§ Set exercise: Copy every line that contains the string "index" from the entries below.

* * * * *

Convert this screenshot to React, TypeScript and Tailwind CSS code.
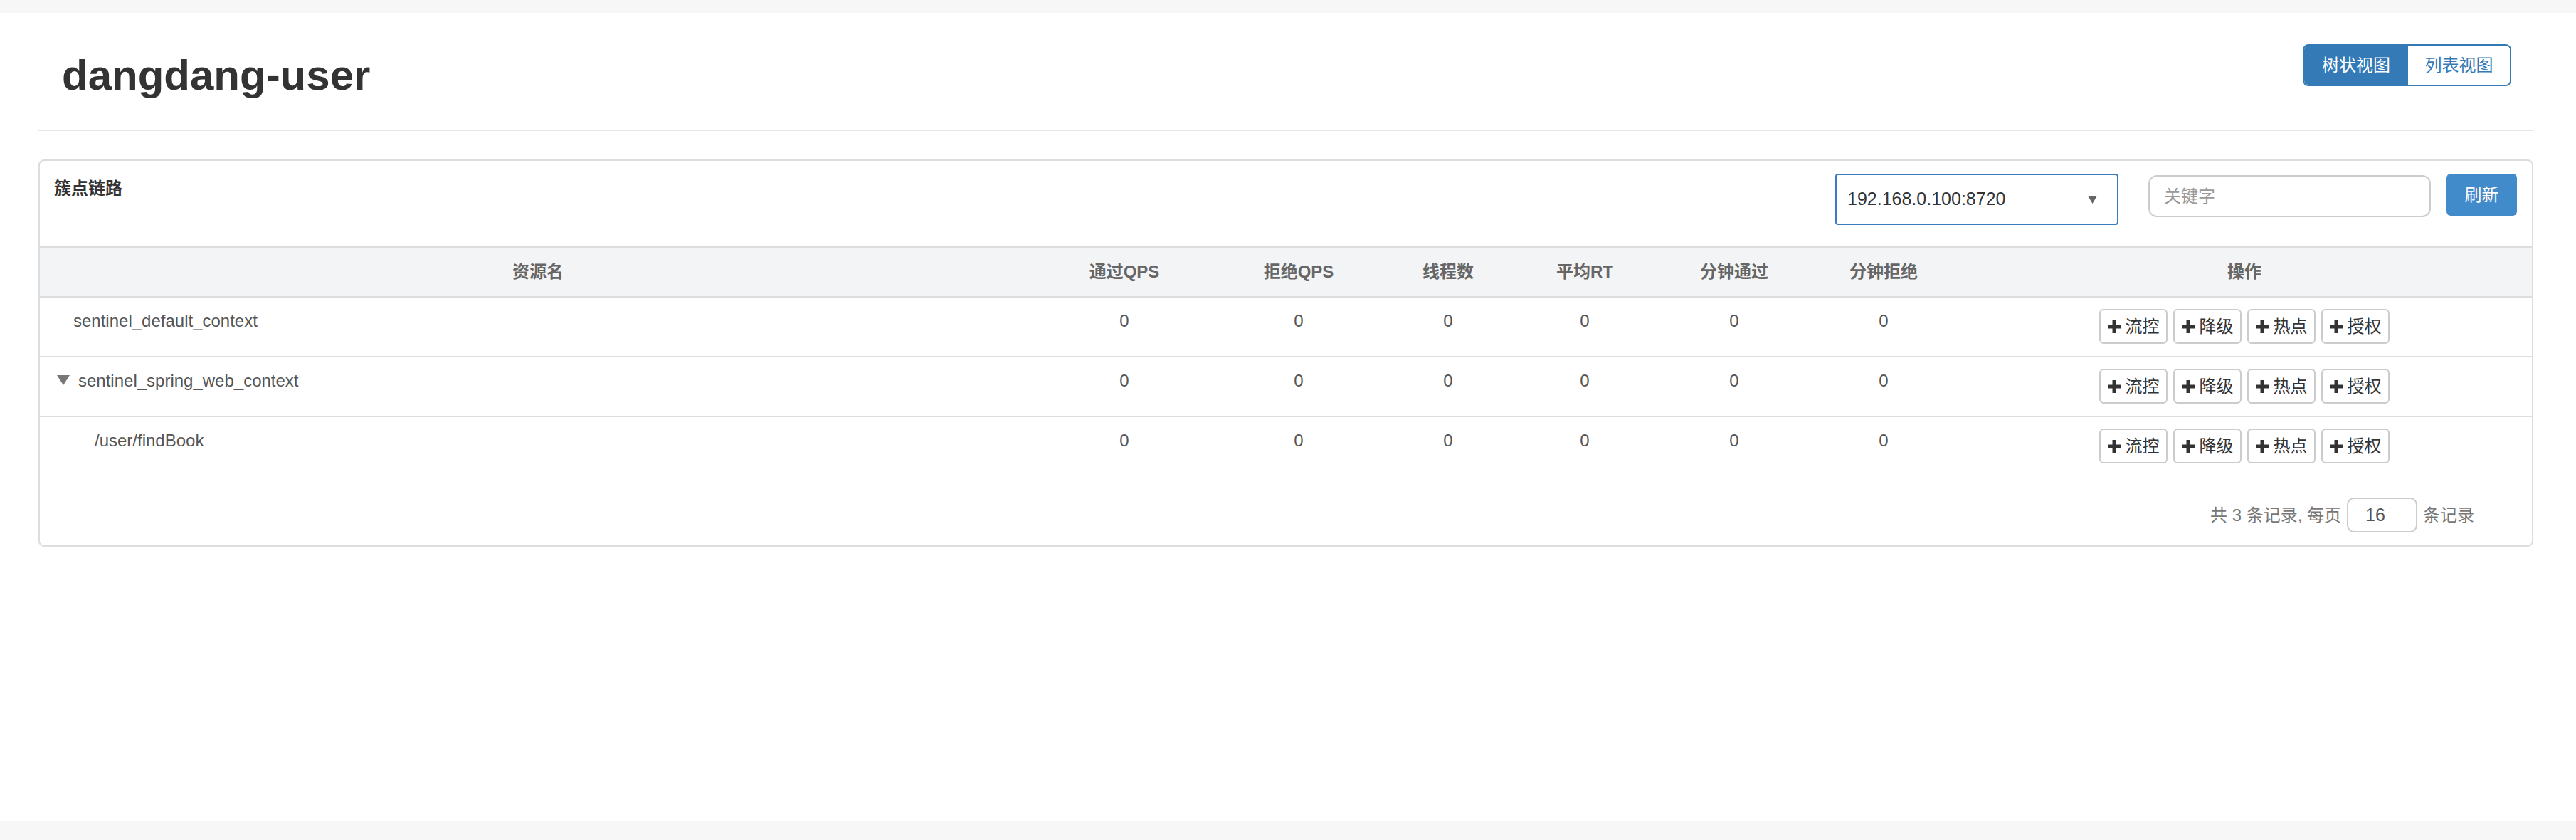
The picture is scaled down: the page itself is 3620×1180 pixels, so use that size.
import React from 'react';

const font = "font-['Liberation_Sans','Noto_Sans_CJK_SC',sans-serif]";

const rows = [
  { name: 'sentinel_default_context', level: 0, toggle: false },
  { name: 'sentinel_spring_web_context', level: 0, toggle: true },
  { name: '/user/findBook', level: 1, toggle: false },
];

const cols = ['资源名', '通过QPS', '拒绝QPS', '线程数', '平均RT', '分钟通过', '分钟拒绝', '操作'];
const grid = 'grid grid-cols-[1400px_248px_242px_178px_206px_214px_206px_1fr]';

const Plus = () => (
  <svg width="18" height="18" viewBox="0 0 18 18" className="shrink-0">
    <rect x="6.5" y="0" width="5" height="18" fill="#333" />
    <rect x="0" y="6.5" width="18" height="5" fill="#333" />
  </svg>
);

const OpButton = ({ label }: { label: string }) => (
  <button className="flex h-[49px] w-[96px] items-center justify-center gap-[7px] rounded-[6px] border-2 border-[#cccccc] bg-white text-[24px] leading-none text-[#333]">
    <Plus />
    <span>{label}</span>
  </button>
);

export default function App() {
  return (
    <div className={`${font} min-h-[1180px] bg-white`}>
      <div className="h-[18px] bg-[#f7f7f7]" />
      <div className="h-[1135px] pl-[54px] pr-[60px]">
        {/* page header */}
        <div className="flex h-[164px] items-start justify-between">
          <h1 className="mt-[55px] pl-[33px] text-[60px] font-bold leading-[66px] text-[#333]">dangdang-user</h1>
          <div className="mr-[31px] mt-[44px] flex h-[59px] overflow-hidden rounded-[8px] border-2 border-[#337ab7] text-[24px]">
            <button className="w-[146px] bg-[#337ab7] text-white">树状视图</button>
            <button className="w-[143px] bg-white text-[#337ab7]">列表视图</button>
          </div>
        </div>
        <div className="border-t-2 border-[#e5e5e5]" />

        {/* panel */}
        <div className="mt-[40px] h-[544px] rounded-[8px] border-2 border-[#dddddd]">
          <div className="flex h-[120px] items-start">
            <div className="pl-[20px] pt-[22px] text-[24px] font-bold leading-[34px] text-[#333]">簇点链路</div>
            <div className="ml-auto flex items-start pr-[21px] pt-[18px]">
              <div className="flex h-[72px] w-[398px] items-center justify-between rounded-[4px] border-2 border-[#3a7dbf] pl-[15px] pr-[28px] text-[25px] text-[#333]">
                <span>192.168.0.100:8720</span>
                <svg width="13" height="11" viewBox="0 0 13 11">
                  <polygon points="0,0 13,0 6.5,11" fill="#666" />
                </svg>
              </div>
              <div className="ml-[42px] mt-[2px] flex h-[59px] w-[397px] items-center rounded-[12px] border-2 border-[#cccccc] pl-[20px] text-[24px] text-[#999]">
                关键字
              </div>
              <button className="ml-[22px] h-[59px] w-[99px] rounded-[6px] bg-[#428bca] text-[24px] text-white">刷新</button>
            </div>
          </div>

          {/* table header */}
          <div className={`${grid} h-[72px] items-center border-y-2 border-[#dddddd] bg-[#f3f4f6] text-center text-[24px] font-bold text-[#666]`}>
            {cols.map((c) => (
              <div key={c}>{c}</div>
            ))}
          </div>

          {/* rows */}
          {rows.map((r, i) => (
            <div
              key={r.name}
              className={`${grid} text-[24px] leading-[34px] text-[#555] ${i < rows.length - 1 ? 'h-[84px] border-b-2 border-[#dddddd]' : 'h-[82px]'}`}
            >
              <div className={`flex items-start pt-[16px] ${r.toggle ? 'pl-[24px]' : r.level ? 'pl-[77px]' : 'pl-[47px]'}`}>
                {r.toggle && (
                  <svg width="18" height="14" viewBox="0 0 18 14" className="mr-[12px] mt-[9px]">
                    <polygon points="0,0 18,0 9,14" fill="#777" />
                  </svg>
                )}
                <span>{r.name}</span>
              </div>
              {[0, 1, 2, 3, 4, 5].map((k) => (
                <div key={k} className="pt-[16px] text-center">0</div>
              ))}
              <div className="flex items-start justify-center gap-[8px] pt-[16px]">
                {['流控', '降级', '热点', '授权'].map((b) => (
                  <OpButton key={b} label={b} />
                ))}
              </div>
            </div>
          ))}

          {/* pagination */}
          <div className="flex items-center justify-end gap-[8px] pr-[81px] pt-[31px] text-[24px] text-[#777]">
            <span>共 3 条记录, 每页</span>
            <div className="flex h-[49px] w-[99px] items-center rounded-[10px] border-2 border-[#cccccc] pl-[24px] text-[25px] text-[#555]">16</div>
            <span>条记录</span>
          </div>
        </div>
      </div>
      <div className="h-[27px] bg-[#f7f7f7]" />
    </div>
  );
}
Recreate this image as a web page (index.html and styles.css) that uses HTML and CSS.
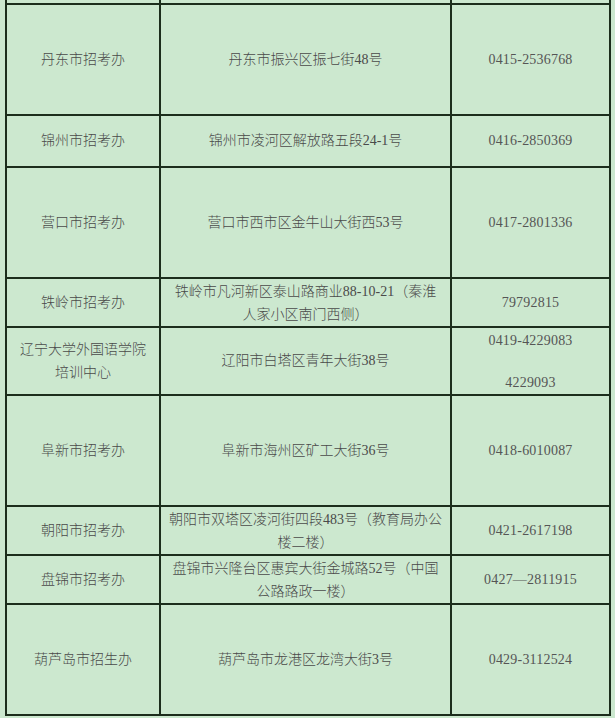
FILE: index.html
```html
<!DOCTYPE html>
<html lang="zh-CN">
<head>
<meta charset="utf-8">
<title>招考办联系方式</title>
<link rel="stylesheet" href="styles.css">
</head>
<body>
<div class="wrap">
<table class="sheet">
  <colgroup>
    <col class="c1"><col class="c2"><col class="c3">
  </colgroup>
  <tr class="r-top"><td></td><td></td><td></td></tr>
  <tr class="r-tall"><td>丹东市招考办</td><td>丹东市振兴区振七街48号</td><td class="tel">0415-2536768</td></tr>
  <tr class="r-mid"><td>锦州市招考办</td><td>锦州市凌河区解放路五段24-1号</td><td class="tel">0416-2850369</td></tr>
  <tr class="r-tall"><td>营口市招考办</td><td>营口市西市区金牛山大街西53号</td><td class="tel">0417-2801336</td></tr>
  <tr class="r-short"><td>铁岭市招考办</td><td class="two">铁岭市凡河新区泰山路商业88-10-21（秦淮<br>人家小区南门西侧）</td><td class="tel">79792815</td></tr>
  <tr class="r-liao"><td class="two">辽宁大学外国语学院<br>培训中心</td><td>辽阳市白塔区青年大街38号</td><td class="tel tel3">0419-4229083<br><br>4229093</td></tr>
  <tr class="r-tall"><td>阜新市招考办</td><td>阜新市海州区矿工大街36号</td><td class="tel">0418-6010087</td></tr>
  <tr class="r-short"><td>朝阳市招考办</td><td class="two">朝阳市双塔区凌河街四段483号（教育局办公<br>楼二楼）</td><td class="tel">0421-2617198</td></tr>
  <tr class="r-short"><td>盘锦市招考办</td><td class="two">盘锦市兴隆台区惠宾大街金城路52号（中国<br>公路路政一楼）</td><td class="tel">0427—2811915</td></tr>
  <tr class="r-tall"><td>葫芦岛市招生办</td><td>葫芦岛市龙港区龙湾大街3号</td><td class="tel">0429-3112524</td></tr>
</table>
</div>
</body>
</html>
```
FILE: styles.css
```css
html, body {
  margin: 0;
  padding: 0;
  background: #cce8cf;
}

.wrap {
  padding-left: 5px;
}

.sheet {
  border-collapse: separate;
  border-spacing: 0;
  border-left: 2px solid #1c2d1c;
  table-layout: fixed;
  width: 606px;
  font-family: "Liberation Serif", "Noto Sans CJK SC", sans-serif;
  font-size: 14px;
  font-weight: 300;
  color: #4a4a4a;
}

.c1 { width: 154px; }
.c2 { width: 291px; }
.c3 { width: 159px; }

.sheet td {
  border-right: 2px solid #1c2d1c;
  border-bottom: 2px solid #1c2d1c;
  padding: 0;
  text-align: center;
  vertical-align: middle;
  line-height: 24px;
  box-sizing: content-box;
}

.r-top td { height: 3px; line-height: 0; }
.r-tall td { height: 109px; }
.r-mid td { height: 50px; }
.r-short td { height: 47px; }
.r-liao td { height: 66px; }

.sheet td.two { line-height: 23px; }

.sheet td.tel {
  font-size: 14px;
  letter-spacing: 0.2px;
  color: #555;
}

.sheet td.tel3 { line-height: 21px; }
```
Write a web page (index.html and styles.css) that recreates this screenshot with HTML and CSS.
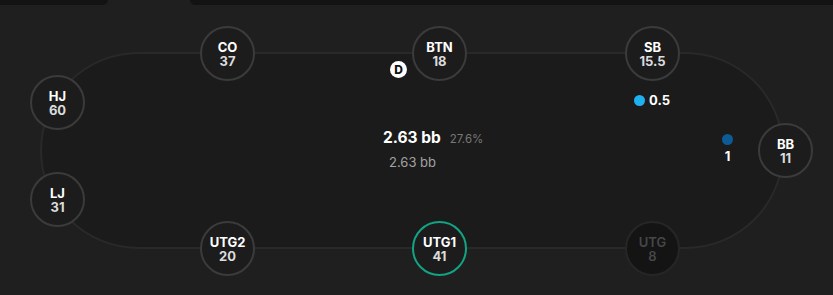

* * * * *

§ Reply to the task:
Recreate this image as a web page (index.html and styles.css) that uses HTML and CSS.
FILE: index.html
Write a web page (index.html and styles.css) that recreates this screenshot with HTML and CSS.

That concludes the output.